======== Supplied data ========

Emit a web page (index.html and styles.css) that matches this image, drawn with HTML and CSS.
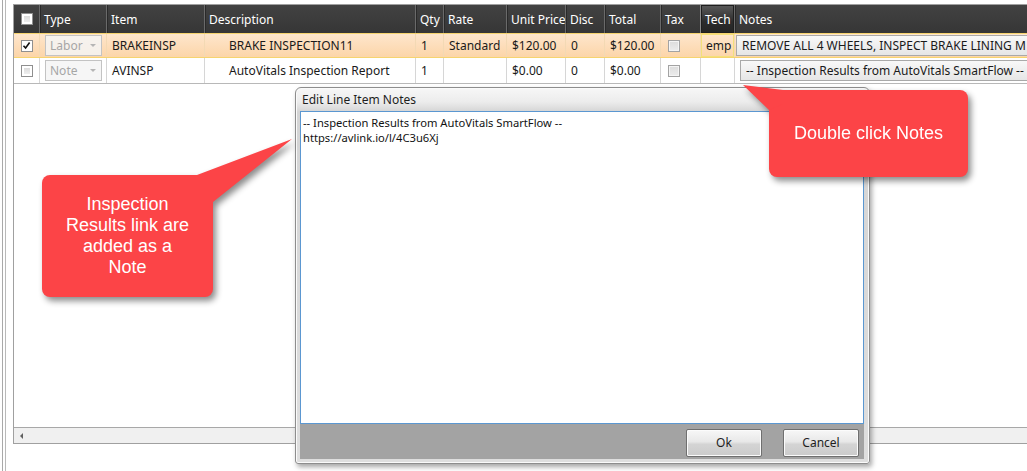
FILE: index.html
```html
<!DOCTYPE html>
<html>
<head>
  <title>Line Items - Edit Notes</title>
  <link rel="stylesheet" href="styles.css">
</head>
<body>
<div class="frame">
  <div class="frame-inner">
    <div class="grid">
      <div class="row head">
        <div class="cell"><span class="chk"></span></div>
        <div class="cell">Type</div>
        <div class="cell">Item</div>
        <div class="cell">Description</div>
        <div class="cell">Qty</div>
        <div class="cell">Rate</div>
        <div class="cell">Unit Price</div>
        <div class="cell">Disc</div>
        <div class="cell">Total</div>
        <div class="cell">Tax</div>
        <div class="cell tech">Tech</div>
        <div class="cell">Notes</div>
      </div>

      <div class="row line selected">
        <div class="cell center">
          <span class="chk checked">
            <svg width="9" height="9" viewBox="0 0 9 9"><path d="M1.5 4.8 L3.6 7 L7.6 1.6" fill="none" stroke="#111" stroke-width="1.6"/></svg>
          </span>
        </div>
        <div class="cell"><span class="combo">Labor</span></div>
        <div class="cell">BRAKEINSP</div>
        <div class="cell desc">BRAKE INSPECTION11</div>
        <div class="cell">1</div>
        <div class="cell">Standard</div>
        <div class="cell">$120.00</div>
        <div class="cell">0</div>
        <div class="cell">$120.00</div>
        <div class="cell"><span class="chk tax"></span></div>
        <div class="cell tech-val">emp</div>
        <div class="cell notes first"><span class="note-btn">REMOVE ALL 4 WHEELS, INSPECT BRAKE LINING M</span></div>
      </div>

      <div class="row line">
        <div class="cell center"><span class="chk"></span></div>
        <div class="cell"><span class="combo">Note</span></div>
        <div class="cell">AVINSP</div>
        <div class="cell desc">AutoVitals Inspection Report</div>
        <div class="cell">1</div>
        <div class="cell"></div>
        <div class="cell">$0.00</div>
        <div class="cell">0</div>
        <div class="cell">$0.00</div>
        <div class="cell"><span class="chk tax"></span></div>
        <div class="cell"></div>
        <div class="cell notes"><span class="note-btn">-- Inspection Results from AutoVitals SmartFlow --</span></div>
      </div>

      <div class="filler"></div>

      <div class="hscroll"><span class="arrow-left"></span></div>
    </div>
  </div>
</div>

<div class="dialog">
  <div class="dialog-title">Edit Line Item Notes</div>
  <div class="notes-text">-- Inspection Results from AutoVitals SmartFlow --<br>https://avlink.io/l/4C3u6Xj</div>
  <div class="dialog-foot">
    <button class="btn">Ok</button>
    <button class="btn">Cancel</button>
  </div>
</div>

<div class="callout callout-right">
  <svg class="pointer" width="50" height="40" viewBox="0 0 50 40"><polygon points="4,3 44,8 44,22 30,28" fill="#fc4447"/></svg>
  <div class="callout-text">Double click Notes</div>
</div>

<div class="callout callout-left">
  <svg class="pointer" width="105" height="75" viewBox="0 0 105 75"><polygon points="100,4 5,40 5,70 21,70 21,67" fill="#fc4447"/></svg>
  <div class="callout-text">Inspection<br>Results link are<br>added as a<br>Note</div>
</div>
</body>
</html>
```

FILE: styles.css
```css
body {
  margin: 0;
  font-family: "Noto Sans", "Open Sans", sans-serif;
  font-size: 12px;
  color: #1a1a1a;
  background: #fff;
  overflow: hidden;
}
.frame {
  margin-left: 2px;
  border-left: 1px solid #a9a9a9;
  padding-left: 2px;
  height: 471px;
}
.frame-inner {
  border-left: 1px solid #b9b9b9;
  padding: 4px 0 0 7px;
  height: 100%;
  box-sizing: border-box;
}
.grid {
  height: 440px;
  box-sizing: border-box;
  border: 1px solid #a0a0a0;
  border-right: none;
  display: flex;
  flex-direction: column;
  overflow: hidden;
}
.row {
  display: grid;
  grid-template-columns: 25px 67px 98px 211px 28px 63px 59px 39px 56px 40px 34px 294px;
  width: 1014px;
}
.cell {
  box-sizing: border-box;
  display: flex;
  align-items: center;
  padding-left: 5px;
  white-space: nowrap;
  overflow: hidden;
  border-left: 1px solid #d6d6d6;
}
.cell:first-child { border-left: none; }
.center { justify-content: center; padding-left: 0; }

/* header */
.head {
  height: 28px;
  background: linear-gradient(#424242, #363636);
  color: #fff;
}
.head .cell {
  border-left: 1px solid #6a6a6a;
  box-shadow: inset 1px 0 0 #2a2a2a;
  padding-left: 4px;
}
.head .cell:first-child {
  border-left: none;
  box-shadow: none;
  justify-content: center;
  padding-left: 0;
}
.head .tech {
  background: linear-gradient(#5a5a5a, #2c2c2c 60%, #242424);
  border-left: 1px solid #8a8a8a;
  box-shadow: inset 0 0 0 1px #1e1e1e;
}

/* body rows */
.line {
  height: 25px;
  box-sizing: border-box;
}
.line + .line {
  height: 26px;
  border-bottom: 1px solid #b8b8b8;
}
.selected {
  background: linear-gradient(#fee6cc, #fcd5a9);
  border-top: 1px solid #f6d46f;
  border-bottom: 1px solid #f6d46f;
}
.selected .cell { border-left-color: #f3d9b4; }
.desc { padding-left: 24px; }
.tech-val { box-shadow: inset 0 0 0 1px #f3e07a; }
.notes { padding-left: 5px; }
.notes.first { padding-left: 1px; }

.chk {
  width: 10px;
  height: 10px;
  border: 1px solid #8f8f8f;
  background: linear-gradient(#d6d6d6, #f4f4f4);
  box-shadow: inset 0 0 0 2px #fff;
  display: inline-flex;
  align-items: center;
  justify-content: center;
}
.chk.checked { background: #fff; box-shadow: none; }
.chk.tax {
  margin-left: 2px;
  border-color: #a3a3a3;
  background: linear-gradient(#dcdcdc, #ececec);
  box-shadow: inset 0 0 0 1px #f4f4f4;
}

.combo {
  width: 57px;
  height: 21px;
  box-sizing: border-box;
  border: 1px solid #c3c3c3;
  background: rgba(244, 244, 244, 0.85);
  color: #a6a6a6;
  padding: 0 5px 0 4px;
  display: flex;
  align-items: center;
  justify-content: space-between;
}
.combo::after {
  content: "";
  border-left: 3px solid transparent;
  border-right: 3px solid transparent;
  border-top: 3px solid #b5b5b5;
}

.note-btn {
  height: 21px;
  width: 300px;
  flex-shrink: 0;
  box-sizing: border-box;
  border: 1px solid #a9a9a9;
  background: linear-gradient(#f8f8f8, #e6e6e6);
  padding-left: 5px;
  display: flex;
  align-items: center;
  overflow: hidden;
}

.filler { flex: 1; }

.hscroll {
  height: 15px;
  border-top: 1px solid #a8a8a8;
  background: #f0f0f0;
  display: flex;
  align-items: center;
  padding-left: 6px;
}
.arrow-left {
  border-top: 3px solid transparent;
  border-bottom: 3px solid transparent;
  border-right: 3px solid #606060;
}

/* dialog */
.dialog {
  position: absolute;
  left: 295px;
  top: 87px;
  width: 575px;
  height: 377px;
  box-sizing: border-box;
  border: 1px solid #8d8d8d;
  border-radius: 6px 6px 3px 3px;
  background: linear-gradient(#f7f7f7, #ececec 14px, #d4d4d4 24px, #dedede);
  box-shadow: inset 0 0 0 1px #fafafa, 2px 3px 5px rgba(0, 0, 0, 0.35);
  padding: 0 5px 4px 4px;
  display: flex;
  flex-direction: column;
}
.dialog-title {
  height: 23px;
  line-height: 24px;
  padding-left: 2px;
  color: #1e1e1e;
}
.notes-text {
  flex: 1;
  background: #fff;
  border: 1px solid #5b97d1;
  padding: 3px 2px;
  font-size: 11.2px;
  line-height: 15px;
  color: #111;
}
.dialog-foot {
  height: 35px;
  background: #a3a3a3;
  display: flex;
  justify-content: flex-end;
  align-items: center;
  gap: 21px;
  padding: 2px 5px 0 0;
  box-sizing: border-box;
}
.btn {
  width: 76px;
  height: 28px;
  border: 1px solid #6f6f6f;
  border-radius: 2px;
  background: linear-gradient(#f7f7f7, #e8e8e8 45%, #d4d4d4 55%, #cbcbcb);
  box-shadow: inset 0 0 0 1px #fbfbfb;
  font-family: "Noto Sans", "Open Sans", sans-serif;
  font-size: 12px;
  color: #1e1e1e;
  padding: 0;
}

/* annotation callouts */
.callout {
  position: absolute;
  background: #fc4447;
  border-radius: 8px;
  color: #fff;
  font-family: "Liberation Sans", Arial, sans-serif;
  font-size: 18px;
  line-height: 21px;
  text-align: center;
  display: flex;
  align-items: center;
  justify-content: center;
  filter: drop-shadow(3px 4px 3px rgba(0, 0, 0, 0.45));
}
.callout .pointer {
  position: absolute;
}
.callout-text { position: relative; }
.callout-right {
  left: 769px;
  top: 90px;
  width: 199px;
  height: 87px;
}
.callout-right .pointer { left: -30px; top: -8px; }
.callout-left {
  left: 42px;
  top: 175px;
  width: 171px;
  height: 122px;
}
.callout-left .pointer { left: 150px; top: -40px; }
```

========

Exercise description: Identify and list each line with the word "index".

Exercise answer:
Emit a web page (index.html and styles.css) that matches this image, drawn with HTML and CSS.
FILE: index.html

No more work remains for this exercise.